İstanbul'da, Ankara'da, Bursa'da.. Efendime söyleyim; mesela Rize'de, Malatya'da, Londra'da, Paris'te, Tokyo'da, Mekke'de..
Dünyanın herhangi bir yerinde işte, çat diye karşıma çıkıverse; kucağında çocuğu, kendisi kadar güzel.
Ne kadar güzel bir çocuk, ne kadar çirkin bir çocuk(çocuklar çirkin olmaz. Hiçbir yaratılmış çirkin olamaz).
Belki de sevmediği birinden; belki de kendisini sevmeyen birinden..
Sevmediği ya da tarafından sevilmediği biri?

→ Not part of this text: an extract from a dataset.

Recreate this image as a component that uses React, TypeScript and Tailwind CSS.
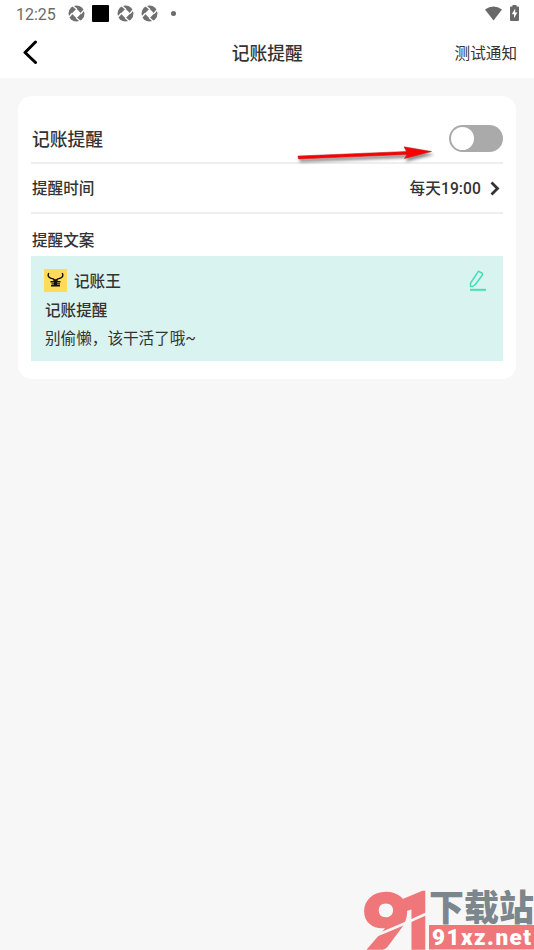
import React from "react";

function ShutterIcon() {
  return (
    <svg width="17" height="17" viewBox="0 0 17 17" className="shrink-0">
      <circle cx="8.5" cy="8.5" r="8" fill="#707070" />
      <path d="M8.500 3.800 13.200 8.500 8.500 13.200 3.800 8.500Z" fill="#fff" />
      <g stroke="#fff" strokeWidth="1.300">
        <path d="M8.800 4.300 5 1" />
        <path d="M12.700 8.800 16 5" />
        <path d="M8.200 12.700 12 16" />
        <path d="M4.300 8.200 1 12" />
      </g>
    </svg>
  );
}

function StatusBar() {
  return (
    <div className="flex h-7 items-center pl-4 pr-[15px]">
      <span className="w-[52px] pt-px font-[Roboto] text-[16px] leading-7 text-[#6b6b6b]">12:25</span>
      <span className="flex w-[17px] translate-y-[-1px]"><ShutterIcon /></span>
      <span className="ml-[7px] h-[17px] w-[17px] translate-y-[-1px] rounded-[1px] bg-black" />
      <span className="ml-2 flex translate-y-[-1px]"><ShutterIcon /></span>
      <span className="ml-[7px] flex translate-y-[-1px]"><ShutterIcon /></span>
      <span className="ml-[13px] h-[5px] w-[5px] translate-y-[-1px] rounded-full bg-[#6b6b6b]" />
      <svg width="17" height="15" viewBox="0 0 17 15" className="ml-auto translate-y-[-1px]">
        <path d="M0 3.500Q8.500-2.500 17 3.500L8.500 14.500Z" fill="#686868" />
      </svg>
      <svg width="9" height="16" viewBox="0 0 9 16" className="ml-2 translate-y-[-1px]">
        <path d="M2.500 1.500V0h4v1.500H8q1 0 1 1V15q0 1-1 1H1q-1 0-1-1V2.500q0-1 1-1Z" fill="#686868" />
        <path d="M5.200 3.500 1.800 9.300h2.200v4L7.300 7.500H5.200Z" fill="#fff" />
      </svg>
    </div>
  );
}

function AppLogo() {
  return (
    <svg width="23" height="23" viewBox="0 0 23 23" className="shrink-0">
      <rect width="23" height="23" fill="#ffdb5a" />
      <path d="M4.800 4C2.800 7.500 5.500 9.200 9 9.800L11.500 11.200 14 9.800C17.500 9.200 20.200 7.500 18.200 4" fill="none" stroke="#111" strokeWidth="1.300" />
      <path d="M9 9.500 11.500 10.700 14 9.500 13.500 12H16.500V13.600H6.500V12H9.500ZM7.500 14.200H16v1.400H7.500ZM7 16.100h9v1.500H7ZM10 12h3v5.500h-3Z" fill="#111" />
    </svg>
  );
}

function PencilIcon() {
  return (
    <svg width="18" height="22" viewBox="0 0 18 22" fill="none" stroke="#43dfb9" strokeWidth="1.500" className="mr-[16px] mt-[14px]">
      <path d="M9.500 1.200 13.500 3.500 13.200 5.300 6.200 14.700 3.500 16.500H1.500L1.600 13Z" strokeLinejoin="round" />
      <path d="M1 19.800H17" strokeWidth="2" />
    </svg>
  );
}

function RedArrow() {
  return (
    <svg width="150" height="30" viewBox="0 0 150 30" className="absolute left-[290px] top-[140px]">
      <defs>
        <filter id="shadow" x="-10%" y="-50%" width="120%" height="220%">
          <feDropShadow dx="1.500" dy="3" stdDeviation="1.500" floodColor="#000" floodOpacity="0.45" />
        </filter>
      </defs>
      <path d="M8 16 116.500 11.500 114 6.800 141.500 11.500 114.500 18.500 117 14.500 8.500 19Z" fill="#fb0505" stroke="#a61b1b" strokeWidth=".5" filter="url(#shadow)" />
    </svg>
  );
}

function SiteMark() {
  return (
    <svg width="171" height="62" viewBox="0 0 171 62" className="absolute bottom-0 right-0">
      <g fill="#ef777a" stroke="#ef777a" strokeWidth="3.500" fontWeight="900">
        <text x="0" y="60" fontSize="75" textLength="46" lengthAdjust="spacingAndGlyphs" fontFamily="Lato, sans-serif">9</text>
        <text x="34" y="60" fontSize="77" textLength="38" lengthAdjust="spacingAndGlyphs" fontFamily="Roboto, sans-serif">1</text>
      </g>
      <path d="M9 49Q30 41 65 25" fill="none" stroke="#f7f7f7" strokeWidth="2.500" />
      <rect x="66" y="37" width="105" height="24.500" fill="#ef777a" />
      <text x="66" y="33" fontSize="36" fontWeight="900" fill="#7b868d" textLength="105" lengthAdjust="spacingAndGlyphs" fontFamily="'Noto Sans CJK SC', sans-serif">下载站</text>
      <text x="69" y="57" fontSize="22.500" fontWeight="900" fill="#fff" textLength="99" fontFamily="Roboto, sans-serif">91xz.net</text>
    </svg>
  );
}

export default function App() {
  return (
    <div className="relative h-[950px] w-[534px] overflow-hidden bg-[#f7f7f7] font-[Roboto,'Noto_Sans_CJK_SC',sans-serif] text-[#333]">
      <header className="h-[78px] bg-white">
        <StatusBar />
        <div className="flex h-[50px] items-center justify-between pl-[22px] pr-[17px]">
          <svg width="58" height="24" viewBox="0 0 58 24" fill="none" stroke="#000" strokeWidth="3" strokeLinecap="round" strokeLinejoin="round" className="-mt-[3px]">
            <path d="M13.500 2 3 12.500 13.500 22.500" />
          </svg>
          <h1 className="pt-[3px] text-center text-[17.800px] font-medium">记账提醒</h1>
          <span className="pt-1 text-right text-[15.600px]">测试通知</span>
        </div>
      </header>
      <main className="mx-[18px] mt-[18px] h-[283px] w-[498px] rounded-[14px] bg-white px-[13px] text-[15.600px] font-medium">
        <div className="flex h-[68px] items-center justify-between border-b-2 border-[#eee] pt-[18px]">
          <span className="pl-px pt-1 text-[17.800px]">记账提醒</span>
          <span className="flex h-[27px] w-[54px] items-center rounded-full bg-[#aaa] pl-0.5">
            <span className="h-[23px] w-[23px] rounded-full bg-white" />
          </span>
        </div>
        <div className="flex h-[50px] items-center justify-between border-b-2 border-[#eee]">
          <span className="pl-px pt-1">提醒时间</span>
          <span className="flex items-center">
            <span className="pt-[3px] tracking-[0.1px]">每天19:00</span>
            <svg width="10" height="15" viewBox="0 0 10 15" fill="none" stroke="#333" strokeWidth="2.800" className="ml-[9px] mr-[3px] mt-px">
              <path d="M1.500 1.500 7.500 7.500 1.500 13.500" />
            </svg>
          </span>
        </div>
        <div className="flex h-[42px] items-center pl-px pt-[13px]">提醒文案</div>
        <section className="flex h-[105px] justify-between bg-[#d9f4f0] pl-[13px]">
          <div className="pt-[13px]">
            <div className="flex h-[23px] items-center gap-[7px]"><AppLogo /><span className="pt-1">记账王</span></div>
            <div className="mt-[5px] h-7 pl-px leading-7">记账提醒</div>
            <div className="h-7 pl-px font-normal leading-7">别偷懒，该干活了哦~</div>
          </div>
          <PencilIcon />
        </section>
      </main>
      <RedArrow />
      <SiteMark />
    </div>
  );
}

Ama aynı çerçeve içinden olduğu biri..
Düşünsene; sevmediğin bir arabayı arkadaşın satıyor diye satın alıyorsun.. Arkadaşının hatrına.
Yazık.
Ne derece tahammül edilebilir bir tablo olurdu diye düşündüm; tahammül edemedim de salıverdim ağladım; içten içe Allah'tan, Fırat Nehri yürekli arkadaşıma çaktırmadım hiç.
Hem uyuyordu zaten.
Elton John abimizin dediği gibi: "Jealousy burns."; "Kıskançlık yakar."
Aynen öyle.
İşte bu cümleye inananlarla aynı köydenim.
Bir kitapta, "Bazen insanlar; olan şeyleri değil de, olma ihtimali olan şeyleri kıskanır." gibi bir cümle geçiyordu.
Gerçekten öyle..
Ve buna neden HBÇ'de yer veriyorum?
"Acılar paylaştıkça azalır." dediler diye.. Belki bir faydası olur.

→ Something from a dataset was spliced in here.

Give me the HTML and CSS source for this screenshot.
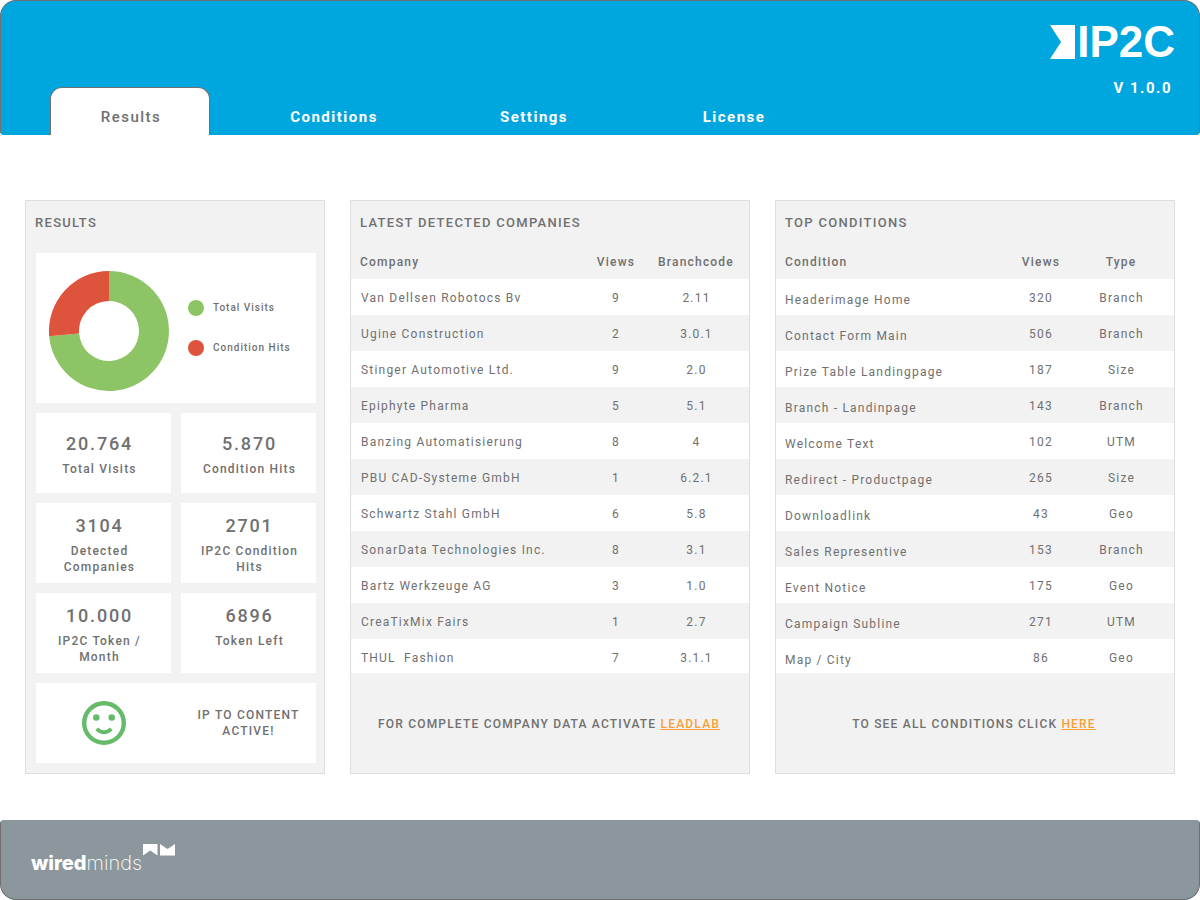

Bir arkadaşım şuna benzer bir şey söylemişti: "Abi yazma böyle şeyler; okuyoruz, ağlıyoruz."
Ağla tabi.. Sadece Fırat Nehri Yürekli mi ağlasın. Sen de ağla. Gözyaşı söndürür belki yangını.
Ha gayret.. Çanak tutun azcık.
Akıl Adam Yılmaz Erdoğan abimizin hatırlattığı üzere; "İnsan nefsine ağır gelen, hakkında hayırlıdır derler."
İnşallah diyelim.
Psikolojideki 'mantığa bürünme' mekanizmasına da benziyor biraz.
Hayırlısı diyelim..
Turist Ömer selamı verip; "Haydi eyvallah." demek, sırtını dönüp gitmek zor.
Hoş beklemek usandıracak değil. Hem sevmekten kim usanır.
Ama hayat; aynı ismi taşımaktan zevk duyduğum Yunus Emre'nin mısraları kadar gerçek: "Bir bahçeye giremezsen, durup seyran eyleme."
Evet evet.. Hayat bazen çok acımasız.
Sağlık olsun.
(Otlu peynir getirmesen de; Van'dan kalkıp ziyaretime geldiğin için, ısmarladığın çay için, tasavvuf konserinde bana eşlik ettiğin için ve hikayeni yazımda kullanmama müsade ettiğin için teşekkür ederim Fırat Nehri yürekli arkadaşım(spas dıkım). Hakkında en güzelini, layığını dilerim).